How it feels, what it costs, and whether it’s truly worth it.
WHAT IT IS
Ultherapy uses therapeutic ultrasound to inflict thermal injury up to 4.5 millimeters deep in the skin of the face, neck, and décolleté to stimulate collagen production, which tapers off as you get older. If your skin is sagging, this “resets the clock without surgery; it’s the Holy Grail,” says William Kestin, MD, the New York City doctor who performed this procedure on me. Increased collagen causes the skin to tighten, plump, and lift itself back to elasticity levels from some era in your past. Time to full effect? Three to six months, Kestin says. “You’ll wake up one morning and, Wow!”

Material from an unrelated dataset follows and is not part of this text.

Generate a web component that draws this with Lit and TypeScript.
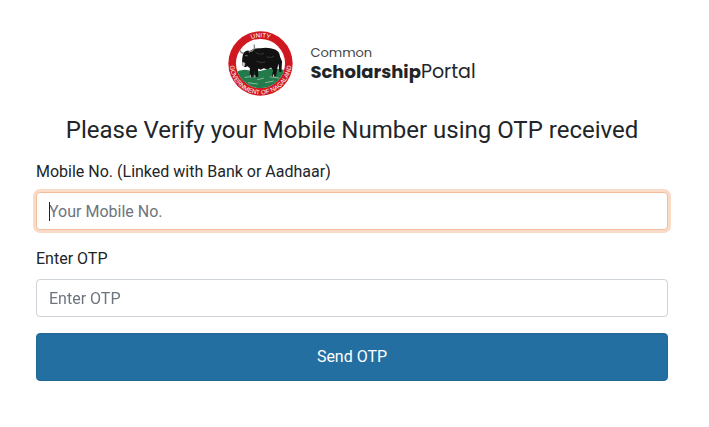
import { LitElement, html, css, svg } from "lit";
import { customElement, query } from "lit/decorators.js";

const emblem = svg`
  <defs>
    <clipPath id="field"><circle cx="98" cy="98" r="74" /></clipPath>
    <path id="top-arc" d="M19 98 A79 79 0 0 1 177 98" />
    <path id="bottom-arc" d="M5 98 A93 93 0 0 0 191 98" />
  </defs>
  <circle cx="98" cy="98" r="97" fill="#cf1820" />
  <circle cx="98" cy="98" r="74" fill="#fff" />
  <g clip-path="url(#field)">
    <path d="M20 126 Q42 113 64 119 T112 117 T176 119 V180 H20 Z" fill="#237a4b" />
    <path d="M50 140 l22 -3 M88 147 l20 -5 M126 138 l28 4 M60 156 l30 4 M112 156 l26 -5" stroke="#8ab999" stroke-width="3" />
    <path d="M46 66 Q56 55 66 60 Q80 50 98 52 Q122 48 142 56 Q156 62 157 78 L163 92 L161 124 L155 124 L152 98 L148 116 L145 136 L132 137 L136 119 L130 110 L119 116 L108 112 L98 117 L91 113 L91 138 L79 140 L80 120 L76 138 L65 139 L66 112 L59 106 L51 109 L42 101 L43 82 Z" fill="#111" />
    <path d="M46 68 Q30 60 37 46 M64 63 Q84 58 79 42" fill="none" stroke="#888" stroke-width="4" stroke-linecap="round" />
    <path d="M44 94 l7 3 l-1 8 l-6 -1 z M52 74 l7 1" fill="#ddd" stroke="#bbb" stroke-width="2" />
    <path d="M67 132 v8 M81 133 v8 M137 131 v7" stroke="#ddd" stroke-width="3" />
    <path d="M83 65 q12 8 26 3 M116 78 q12 5 23 -2 M86 91 q13 8 27 2" fill="none" stroke="#4b4b4b" stroke-width="2" />
  </g>
  <g class="emblem-text" fill="#fff" text-anchor="middle">
    <text><textPath href="#top-arc" startOffset="50%">UNITY</textPath></text>
    <text><textPath href="#bottom-arc" startOffset="50%">GOVERNMENT OF NAGALAND</textPath></text>
  </g>
`;

@customElement("app-root")
export class AppRoot extends LitElement {
  static styles = css`
    :host {
      display: block;
      background: #fff;
      color: #212529;
      font: 16px/24px Roboto, "Liberation Sans", sans-serif;
    }
    * { box-sizing: border-box; }
    main { padding: 31px 41px 46px 36px; }
    .brand {
      display: flex;
      align-items: center;
      justify-content: center;
      gap: 17px;
    }
    .emblem { width: 65px; height: 65px; flex: none; }
    .emblem-text { font: 19px "Liberation Sans", sans-serif; }
    .wordmark {
      display: flex;
      flex-direction: column;
      padding-bottom: 2px;
      font-family: Poppins, Inter, sans-serif;
      font-size: 19px;
      line-height: 20px;
    }
    .wordmark b { font-size: 18px; font-weight: 700; }
    .small { font-size: 13px; line-height: 18px; color: #444; }
    h1 {
      margin: 20px 0 14px;
      font-size: 24px;
      line-height: 29px;
      font-weight: 400;
      text-align: center;
    }
    .group { display: flex; flex-direction: column; gap: 8px; margin-bottom: 16px; }
    label { line-height: 25px; }
    .field { position: relative; display: flex; }
    input {
      width: 100%;
      height: 38px;
      padding: 6px 12px;
      border: 1px solid #ced4da;
      border-radius: 4px;
      outline: 0;
      background: #fff;
      color: #495057;
      font: inherit;
      caret-color: transparent;
    }
    input::placeholder { color: #6c757d; opacity: 1; }
    input:focus { border-color: #f1bd9b; box-shadow: 0 0 0 3px #fadbc8; }
    input:focus + .caret { display: block; }
    .caret {
      display: none;
      position: absolute;
      left: 13px;
      top: 10px;
      width: 1px;
      height: 19px;
      background: #212529;
    }
    button {
      width: 100%;
      height: 48px;
      border: 1px solid #226896;
      border-radius: 4px;
      background: #246fa2;
      color: #fff;
      font: inherit;
    }
  `;

  @query("#mobile") mobile!: HTMLInputElement;

  firstUpdated() {
    this.mobile.focus();
  }

  render() {
    return html`
      <main>
        <header class="brand">
          <svg class="emblem" viewBox="0 0 196 196" role="img" aria-label="Government of Nagaland">${emblem}</svg>
          <div class="wordmark">
            <span class="small">Common</span>
            <span><b>Scholarship</b>Portal</span>
          </div>
        </header>
        <h1>Please Verify your Mobile Number using OTP received</h1>
        <form @submit=${(e: Event) => e.preventDefault()}>
          <div class="group">
            <label for="mobile">Mobile No. (Linked with Bank or Aadhaar)</label>
            <div class="field">
              <input id="mobile" type="tel" placeholder="Your Mobile No." />
              <span class="caret"></span>
            </div>
          </div>
          <div class="group">
            <label for="otp">Enter OTP</label>
            <div class="field"><input id="otp" type="text" placeholder="Enter OTP" /></div>
          </div>
          <button type="submit">Send OTP</button>
        </form>
      </main>
    `;
  }
}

While the “Hollywood people” do it yearly, he says, the rest of us less financially blessed mortals can get away with waiting 18 months to two years between treatments.
COST
From $500 for the upper lip to $5,000 for the face and neck.
WHAT I EXPECTED
Because I trust Kestin—he’s been called “The Wizard of Eyes” by ELLE Beauty Adventuress Holly Millea; and of several doctors I’ve visited for cosmetic dermatology over the years, he’s done the best work, filler- and Botox-wise, on me—what I expected was what he told me to expect.
WHAT IT’S ACTUALLY LIKE
It hurt like hell (as Kestin told me it would) when he ran the transducer, the wand through which the ultrasound is directed at 1.5-, 3-, and 4.5-millimeter depths, around my jawline and over the jowly parts of my face. Jowls are my family inheritance, alas. The procedure took about an hour, and even though I’d gotten my hands on a Percocet beforehand…did I mention that it hurt?
THE RESULTS
In the immediate aftermath, my face was a touch flushed and swollen; I looked like I’d just worked out. For two weeks my jawbone ached. And then: no discernible change in my face. I was a little sad at one month, two months, thinking, Holy Grail, Holy Shmail. But one day about three and a half months in, people began to be shocked when I told them I was 51. I had a jawline. No jowls. It really did happen almost overnight.
One piece of advice: All practitioners of Ulthera (that’s the brand name for the equipment and procedure used most commonly) are not equal. “Don’t do ultherapy on a Groupon,” Kestin says. If your doctor has been to an Ulthera “advanced users meeting,” that’s a good sign. Ophthalmology, plastic surgery, dermatology, and ear, nose, and throat specialists will have had the best training to understand the structures of the nerves, fat, bone, and tissue in the face, and thus how to wield the transducer.
Last month, I went back to Kestin and got ultherapy around my eyes, forehead, and upper lip. That hurt even more!